For companies in the distribution industry, profitability depends on efficient inventory management and order fulfillment operations. These key elements are affected dramatically by transportation costs associated with sales territories that can extend several hundred miles from the warehouse.

According to the U.S. Department of Energy, the average price for diesel fuel was approximately $1 a gallon higher in April 2011 than April 2010. The increased costs of fuel, demand, and other uncertainties have distributors closely monitoring and adapting to changes that affect transportation costs.

Distributors may own or lease a fleet of delivery trucks, which in many cases are specially equipped to transport products such as gas, beverages, chemicals, or refrigerated foods. The operation and maintenance of a delivery fleet can be costly. Conversely, some distributors contract with transportation companies to deliver their products. Regardless of the means of delivery, fuel costs are a major concern.

Several questions to consider in monitoring and responding to transportation costs:

  • When is freight cost incurred?

Companies must monitor both inbound and outbound freight costs, which average 3 percent of gross sales on inbound and 7 percent of net sales on outbound. In the event a business monitors only outbound freight, it could miss a significant opportunity.

  • Why are companies trending toward drop shipments?

Drop shipments are more prevalent in the distribution industry because the supply chain management technique can result in significant savings. They reduce inventory carrying costs and transportation associated with the shipment.

  • Can modes of transportation impact state nexus?

Creating nexus can be an unanticipated outcome of conducting business in more than one jurisdiction.
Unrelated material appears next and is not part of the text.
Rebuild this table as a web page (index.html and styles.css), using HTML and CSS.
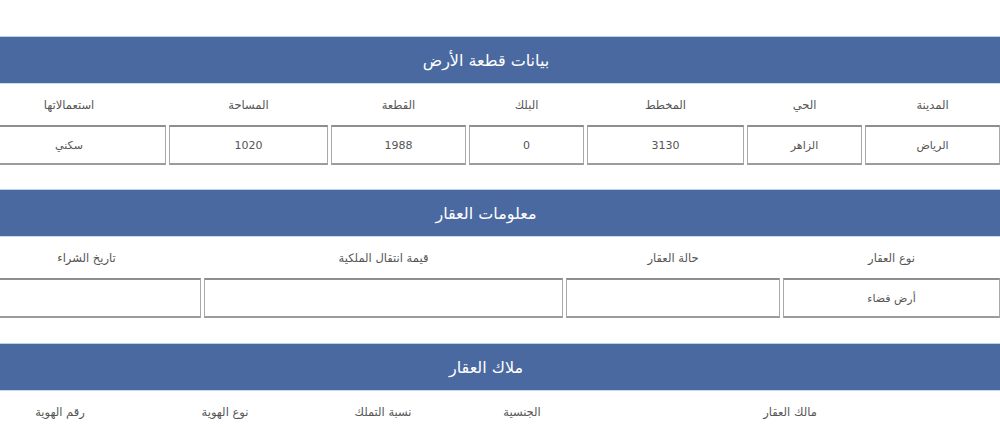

Public Law 86-272 addresses the imposition of a net income tax as a result of specific activities being conducted within a state. The law addresses shipping goods via common carrier or the United States Postal Service as opposed to company vehicles. The use of company vehicles for the delivery of goods must be taken into account when considering state nexus issues.

The distribution industry encompasses a wide array of product lines ranging from food, beverage, building materials, chemicals, medical equipment, and many more. Although the end product may be diverse, the challenges and opportunities pertaining to managing transportation costs are fairly similar.